The motivation for this assessment is to see for myself what the main issues are and find an 'old school' cheap and cheerful method to fix the issues (lead by example). I do not consider this to be an expensive kit, but it is good value for the money, and I therefore decided to buy it specifically as a sacrificial lamb for the purposes of this assessment - nothing ventured, nothing gained and if it all went wrong, I have only lost £20.00! (it will never be fully completed and I will buy another one if I wish to make a completed model).

 

Regards

 

Derek

Edited March 16, 2023 by Derek B

[Derek B]

Wing depth correction (Continued)...

 

 

With the lower wing adjusted by flattening it to correct the depth issue, it can be seen that the lower nose cowl oil tank fairing carburettor intake scoop mounting is following the line of the original wing shape and is proud of the revised shape wing leading edge.
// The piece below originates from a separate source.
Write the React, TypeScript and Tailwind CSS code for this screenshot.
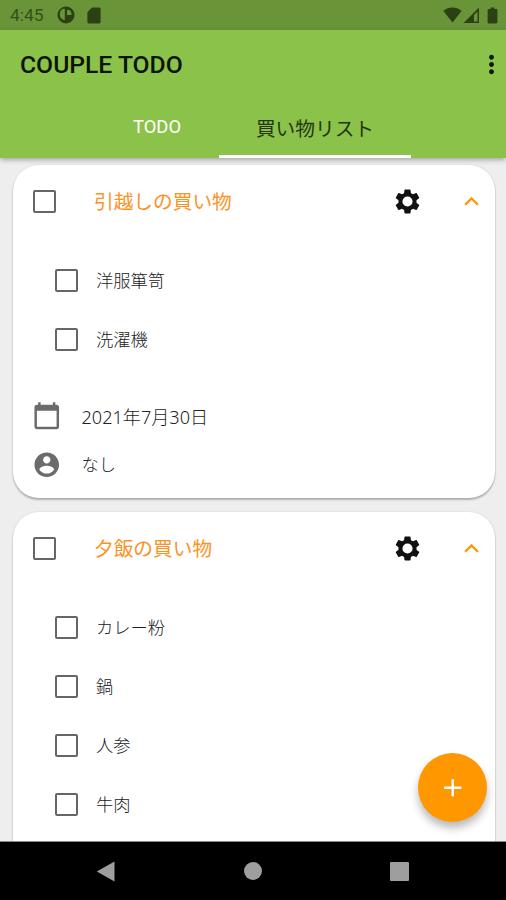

Likewise, the lower wing trailing edge under fuselage portion also exhibits the same problem.

 

 

The solution - like all of the corrections so far - is to bend both items until they fit properly!

 

 

As can be seen above, these simple correction addresses the main identified kit fault and completely transform the look of the aircraft around the fuselage centre section area.

 

This covers the major corrections necessary to correct the observed anomalies. I will continue to assess the rest of the kit parts and report my findings as I go. Once this is done, which covers kit corrections as it stands for a Spitfire Mk.IIa aircraft straight OOB, I shall provide a guide of how to modify the kit to make it look like a BoB Spitfire Mk.I aircraft.

 

Derek

[desmojen]

Ingenious! Nice work Derek

 

Jen.

[Derek B]

Ingenious! Nice work Derek

 

Jen.

 

Coming from you, that is a big compliment - Thank you Jen.

 

Derek

[Clarkeeboy56]

Been a while since I've posted on here, but I've just read through this thread and have to say what a well thought out and informative thread! Well done Derek! I'll check out Iain's thread on BM and Jen's on here and I think I'll be treating myself to one!